[BEGIN Recorded data]

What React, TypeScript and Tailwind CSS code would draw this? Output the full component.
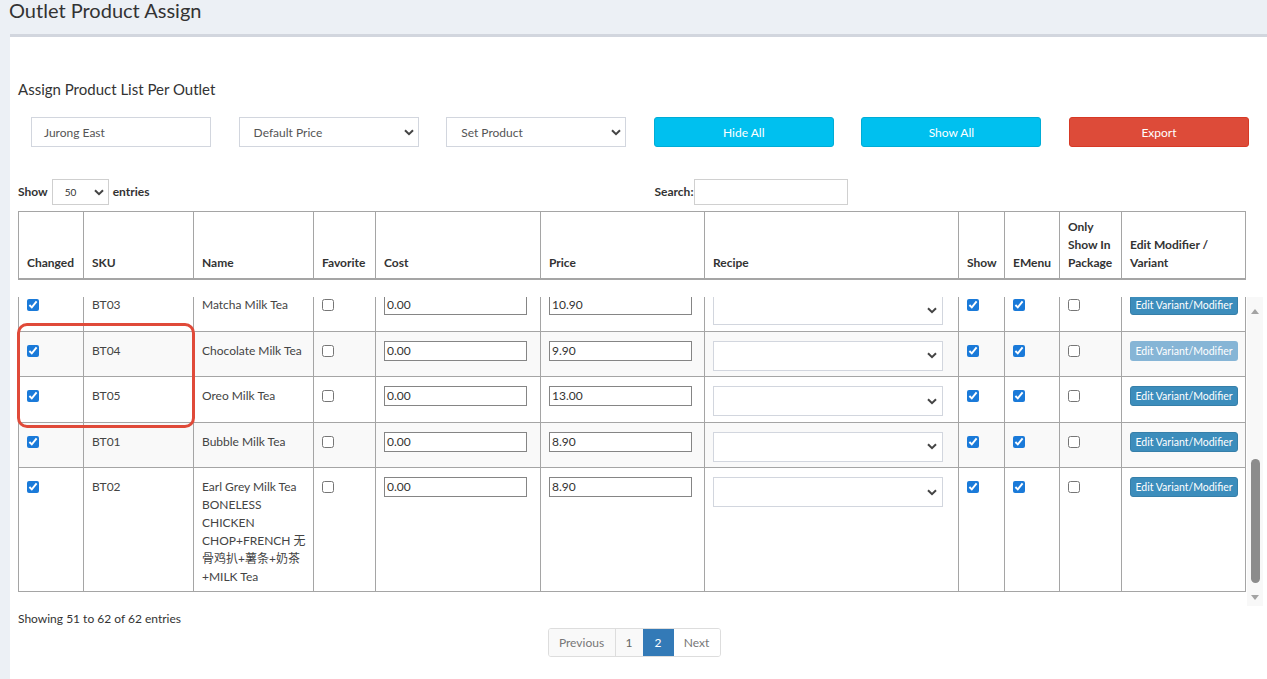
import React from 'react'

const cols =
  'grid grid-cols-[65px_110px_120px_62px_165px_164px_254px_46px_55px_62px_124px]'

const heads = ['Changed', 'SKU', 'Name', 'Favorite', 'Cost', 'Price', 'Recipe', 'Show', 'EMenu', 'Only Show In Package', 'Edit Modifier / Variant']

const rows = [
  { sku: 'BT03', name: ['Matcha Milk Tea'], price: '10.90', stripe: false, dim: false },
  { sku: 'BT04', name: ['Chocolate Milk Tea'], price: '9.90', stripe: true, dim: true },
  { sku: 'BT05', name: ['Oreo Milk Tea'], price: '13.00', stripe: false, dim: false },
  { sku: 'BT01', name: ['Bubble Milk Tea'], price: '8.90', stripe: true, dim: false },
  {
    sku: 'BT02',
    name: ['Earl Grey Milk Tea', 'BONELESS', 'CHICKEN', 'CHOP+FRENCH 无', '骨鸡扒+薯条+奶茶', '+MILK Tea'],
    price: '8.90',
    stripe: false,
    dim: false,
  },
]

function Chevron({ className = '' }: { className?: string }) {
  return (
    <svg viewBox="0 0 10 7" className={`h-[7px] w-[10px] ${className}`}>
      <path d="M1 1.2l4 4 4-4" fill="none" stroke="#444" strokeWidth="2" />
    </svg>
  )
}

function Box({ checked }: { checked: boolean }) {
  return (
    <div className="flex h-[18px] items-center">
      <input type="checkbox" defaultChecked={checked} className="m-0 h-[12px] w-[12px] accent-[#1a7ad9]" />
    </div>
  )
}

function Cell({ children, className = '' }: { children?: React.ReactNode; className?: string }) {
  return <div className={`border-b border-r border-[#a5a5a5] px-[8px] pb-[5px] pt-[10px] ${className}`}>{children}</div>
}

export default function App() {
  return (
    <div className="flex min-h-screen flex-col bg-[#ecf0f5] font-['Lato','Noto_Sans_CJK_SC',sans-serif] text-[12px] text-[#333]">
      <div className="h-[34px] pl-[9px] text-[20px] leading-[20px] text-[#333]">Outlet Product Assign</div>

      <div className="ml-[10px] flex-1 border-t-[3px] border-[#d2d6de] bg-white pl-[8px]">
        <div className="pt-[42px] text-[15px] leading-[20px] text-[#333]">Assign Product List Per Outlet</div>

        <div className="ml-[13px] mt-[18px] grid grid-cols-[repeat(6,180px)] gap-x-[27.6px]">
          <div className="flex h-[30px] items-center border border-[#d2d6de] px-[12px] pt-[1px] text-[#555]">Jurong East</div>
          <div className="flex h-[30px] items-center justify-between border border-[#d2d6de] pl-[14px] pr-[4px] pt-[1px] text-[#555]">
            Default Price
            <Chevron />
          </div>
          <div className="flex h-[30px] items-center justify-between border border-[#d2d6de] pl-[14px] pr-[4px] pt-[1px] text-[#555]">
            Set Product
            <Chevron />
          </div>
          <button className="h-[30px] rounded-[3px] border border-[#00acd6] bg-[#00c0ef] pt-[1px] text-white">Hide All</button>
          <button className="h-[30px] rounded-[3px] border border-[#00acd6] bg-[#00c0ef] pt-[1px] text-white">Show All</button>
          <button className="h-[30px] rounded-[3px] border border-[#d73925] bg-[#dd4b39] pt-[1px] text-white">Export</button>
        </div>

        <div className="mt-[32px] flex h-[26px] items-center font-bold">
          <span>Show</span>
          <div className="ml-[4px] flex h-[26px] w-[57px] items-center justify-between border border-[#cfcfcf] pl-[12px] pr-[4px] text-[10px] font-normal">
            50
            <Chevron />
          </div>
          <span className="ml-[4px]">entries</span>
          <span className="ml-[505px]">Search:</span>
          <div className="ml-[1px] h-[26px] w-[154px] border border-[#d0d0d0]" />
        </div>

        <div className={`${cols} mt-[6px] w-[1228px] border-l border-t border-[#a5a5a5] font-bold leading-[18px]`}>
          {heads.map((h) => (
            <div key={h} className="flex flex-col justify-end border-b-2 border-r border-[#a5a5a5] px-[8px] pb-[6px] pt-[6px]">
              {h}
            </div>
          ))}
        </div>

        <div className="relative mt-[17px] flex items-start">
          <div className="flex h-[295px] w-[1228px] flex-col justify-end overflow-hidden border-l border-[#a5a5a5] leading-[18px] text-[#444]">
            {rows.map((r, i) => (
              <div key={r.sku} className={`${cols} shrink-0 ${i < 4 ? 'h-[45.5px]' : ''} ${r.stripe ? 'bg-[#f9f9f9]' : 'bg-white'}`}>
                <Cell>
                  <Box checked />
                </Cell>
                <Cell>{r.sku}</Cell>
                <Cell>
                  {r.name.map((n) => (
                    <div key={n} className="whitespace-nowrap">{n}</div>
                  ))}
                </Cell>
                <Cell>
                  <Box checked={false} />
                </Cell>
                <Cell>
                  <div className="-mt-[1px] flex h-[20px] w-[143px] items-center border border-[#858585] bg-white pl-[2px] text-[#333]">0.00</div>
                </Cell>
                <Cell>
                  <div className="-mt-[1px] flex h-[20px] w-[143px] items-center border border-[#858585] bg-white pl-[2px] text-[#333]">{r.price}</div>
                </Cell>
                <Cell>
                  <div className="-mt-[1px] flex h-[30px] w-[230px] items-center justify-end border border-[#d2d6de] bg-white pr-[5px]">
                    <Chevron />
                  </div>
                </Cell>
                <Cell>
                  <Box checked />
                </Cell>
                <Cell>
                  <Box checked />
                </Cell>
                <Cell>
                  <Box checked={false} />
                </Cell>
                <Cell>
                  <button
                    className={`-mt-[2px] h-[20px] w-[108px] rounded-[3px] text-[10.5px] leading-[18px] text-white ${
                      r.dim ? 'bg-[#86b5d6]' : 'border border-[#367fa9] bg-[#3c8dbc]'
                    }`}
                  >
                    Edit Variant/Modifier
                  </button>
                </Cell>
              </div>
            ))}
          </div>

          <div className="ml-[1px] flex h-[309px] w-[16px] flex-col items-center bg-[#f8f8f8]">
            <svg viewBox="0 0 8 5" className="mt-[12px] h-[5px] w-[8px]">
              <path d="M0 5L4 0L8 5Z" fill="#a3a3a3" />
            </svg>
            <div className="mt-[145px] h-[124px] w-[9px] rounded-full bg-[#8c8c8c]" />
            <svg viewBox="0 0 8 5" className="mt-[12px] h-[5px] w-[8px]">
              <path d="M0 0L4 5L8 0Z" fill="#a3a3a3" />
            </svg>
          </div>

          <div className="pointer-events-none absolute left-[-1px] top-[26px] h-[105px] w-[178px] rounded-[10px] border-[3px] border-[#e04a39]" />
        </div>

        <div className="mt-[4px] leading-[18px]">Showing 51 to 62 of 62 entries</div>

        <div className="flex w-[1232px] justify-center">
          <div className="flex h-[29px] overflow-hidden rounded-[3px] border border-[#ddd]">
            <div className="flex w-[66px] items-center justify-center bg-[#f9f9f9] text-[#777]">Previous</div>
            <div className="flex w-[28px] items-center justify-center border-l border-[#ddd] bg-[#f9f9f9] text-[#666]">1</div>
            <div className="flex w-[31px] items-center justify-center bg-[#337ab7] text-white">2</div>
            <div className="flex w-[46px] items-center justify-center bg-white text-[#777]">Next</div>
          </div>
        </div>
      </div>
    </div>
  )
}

[END Recorded data]

**Stated task**
Reproduce each line exactly as it appears, omitting the pictures.

**Result of the task**
What React, TypeScript and Tailwind CSS code would draw this? Output the full component.
import React from 'react'

const cols =
  'grid grid-cols-[65px_110px_120px_62px_165px_164px_254px_46px_55px_62px_124px]'

const heads = ['Changed', 'SKU', 'Name', 'Favorite', 'Cost', 'Price', 'Recipe', 'Show', 'EMenu', 'Only Show In Package', 'Edit Modifier / Variant']

const rows = [
  { sku: 'BT03', name: ['Matcha Milk Tea'], price: '10.90', stripe: false, dim: false },
  { sku: 'BT04', name: ['Chocolate Milk Tea'], price: '9.90', stripe: true, dim: true },
  { sku: 'BT05', name: ['Oreo Milk Tea'], price: '13.00', stripe: false, dim: false },
  { sku: 'BT01', name: ['Bubble Milk Tea'], price: '8.90', stripe: true, dim: false },
  {
    sku: 'BT02',
    name: ['Earl Grey Milk Tea', 'BONELESS', 'CHICKEN', 'CHOP+FRENCH 无', '骨鸡扒+薯条+奶茶', '+MILK Tea'],
    price: '8.90',
    stripe: false,
    dim: false,
  },
]

function Chevron({ className = '' }: { className?: string }) {
  return (
    <svg viewBox="0 0 10 7" className={`h-[7px] w-[10px] ${className}`}>
      <path d="M1 1.2l4 4 4-4" fill="none" stroke="#444" strokeWidth="2" />
    </svg>
  )
}

function Box({ checked }: { checked: boolean }) {
  return (
    <div className="flex h-[18px] items-center">
      <input type="checkbox" defaultChecked={checked} className="m-0 h-[12px] w-[12px] accent-[#1a7ad9]" />
    </div>
  )
}

function Cell({ children, className = '' }: { children?: React.ReactNode; className?: string }) {
  return <div className={`border-b border-r border-[#a5a5a5] px-[8px] pb-[5px] pt-[10px] ${className}`}>{children}</div>
}

export default function App() {
  return (
    <div className="flex min-h-screen flex-col bg-[#ecf0f5] font-['Lato','Noto_Sans_CJK_SC',sans-serif] text-[12px] text-[#333]">
      <div className="h-[34px] pl-[9px] text-[20px] leading-[20px] text-[#333]">Outlet Product Assign</div>

      <div className="ml-[10px] flex-1 border-t-[3px] border-[#d2d6de] bg-white pl-[8px]">
        <div className="pt-[42px] text-[15px] leading-[20px] text-[#333]">Assign Product List Per Outlet</div>

        <div className="ml-[13px] mt-[18px] grid grid-cols-[repeat(6,180px)] gap-x-[27.6px]">
          <div className="flex h-[30px] items-center border border-[#d2d6de] px-[12px] pt-[1px] text-[#555]">Jurong East</div>
          <div className="flex h-[30px] items-center justify-between border border-[#d2d6de] pl-[14px] pr-[4px] pt-[1px] text-[#555]">
            Default Price
            <Chevron />
          </div>
          <div className="flex h-[30px] items-center justify-between border border-[#d2d6de] pl-[14px] pr-[4px] pt-[1px] text-[#555]">
            Set Product
            <Chevron />
          </div>
          <button className="h-[30px] rounded-[3px] border border-[#00acd6] bg-[#00c0ef] pt-[1px] text-white">Hide All</button>
          <button className="h-[30px] rounded-[3px] border border-[#00acd6] bg-[#00c0ef] pt-[1px] text-white">Show All</button>
          <button className="h-[30px] rounded-[3px] border border-[#d73925] bg-[#dd4b39] pt-[1px] text-white">Export</button>
        </div>

        <div className="mt-[32px] flex h-[26px] items-center font-bold">
          <span>Show</span>
          <div className="ml-[4px] flex h-[26px] w-[57px] items-center justify-between border border-[#cfcfcf] pl-[12px] pr-[4px] text-[10px] font-normal">
            50
            <Chevron />
          </div>
          <span className="ml-[4px]">entries</span>
          <span className="ml-[505px]">Search:</span>
          <div className="ml-[1px] h-[26px] w-[154px] border border-[#d0d0d0]" />
        </div>

        <div className={`${cols} mt-[6px] w-[1228px] border-l border-t border-[#a5a5a5] font-bold leading-[18px]`}>
          {heads.map((h) => (
            <div key={h} className="flex flex-col justify-end border-b-2 border-r border-[#a5a5a5] px-[8px] pb-[6px] pt-[6px]">
              {h}
            </div>
          ))}
        </div>

        <div className="relative mt-[17px] flex items-start">
          <div className="flex h-[295px] w-[1228px] flex-col justify-end overflow-hidden border-l border-[#a5a5a5] leading-[18px] text-[#444]">
            {rows.map((r, i) => (
              <div key={r.sku} className={`${cols} shrink-0 ${i < 4 ? 'h-[45.5px]' : ''} ${r.stripe ? 'bg-[#f9f9f9]' : 'bg-white'}`}>
                <Cell>
                  <Box checked />
                </Cell>
                <Cell>{r.sku}</Cell>
                <Cell>
                  {r.name.map((n) => (
                    <div key={n} className="whitespace-nowrap">{n}</div>
                  ))}
                </Cell>
                <Cell>
                  <Box checked={false} />
                </Cell>
                <Cell>
                  <div className="-mt-[1px] flex h-[20px] w-[143px] items-center border border-[#858585] bg-white pl-[2px] text-[#333]">0.00</div>
                </Cell>
                <Cell>
                  <div className="-mt-[1px] flex h-[20px] w-[143px] items-center border border-[#858585] bg-white pl-[2px] text-[#333]">{r.price}</div>
                </Cell>
                <Cell>
                  <div className="-mt-[1px] flex h-[30px] w-[230px] items-center justify-end border border-[#d2d6de] bg-white pr-[5px]">
                    <Chevron />
                  </div>
                </Cell>
                <Cell>
                  <Box checked />
                </Cell>
                <Cell>
                  <Box checked />
                </Cell>
                <Cell>
                  <Box checked={false} />
                </Cell>
                <Cell>
                  <button
                    className={`-mt-[2px] h-[20px] w-[108px] rounded-[3px] text-[10.5px] leading-[18px] text-white ${
                      r.dim ? 'bg-[#86b5d6]' : 'border border-[#367fa9] bg-[#3c8dbc]'
                    }`}
                  >
                    Edit Variant/Modifier
                  </button>
                </Cell>
              </div>
            ))}
          </div>

          <div className="ml-[1px] flex h-[309px] w-[16px] flex-col items-center bg-[#f8f8f8]">
            <svg viewBox="0 0 8 5" className="mt-[12px] h-[5px] w-[8px]">
              <path d="M0 5L4 0L8 5Z" fill="#a3a3a3" />
            </svg>
            <div className="mt-[145px] h-[124px] w-[9px] rounded-full bg-[#8c8c8c]" />
            <svg viewBox="0 0 8 5" className="mt-[12px] h-[5px] w-[8px]">
              <path d="M0 0L4 5L8 0Z" fill="#a3a3a3" />
            </svg>
          </div>

          <div className="pointer-events-none absolute left-[-1px] top-[26px] h-[105px] w-[178px] rounded-[10px] border-[3px] border-[#e04a39]" />
        </div>

        <div className="mt-[4px] leading-[18px]">Showing 51 to 62 of 62 entries</div>

        <div className="flex w-[1232px] justify-center">
          <div className="flex h-[29px] overflow-hidden rounded-[3px] border border-[#ddd]">
            <div className="flex w-[66px] items-center justify-center bg-[#f9f9f9] text-[#777]">Previous</div>
            <div className="flex w-[28px] items-center justify-center border-l border-[#ddd] bg-[#f9f9f9] text-[#666]">1</div>
            <div className="flex w-[31px] items-center justify-center bg-[#337ab7] text-white">2</div>
            <div className="flex w-[46px] items-center justify-center bg-white text-[#777]">Next</div>
          </div>
        </div>
      </div>
    </div>
  )
}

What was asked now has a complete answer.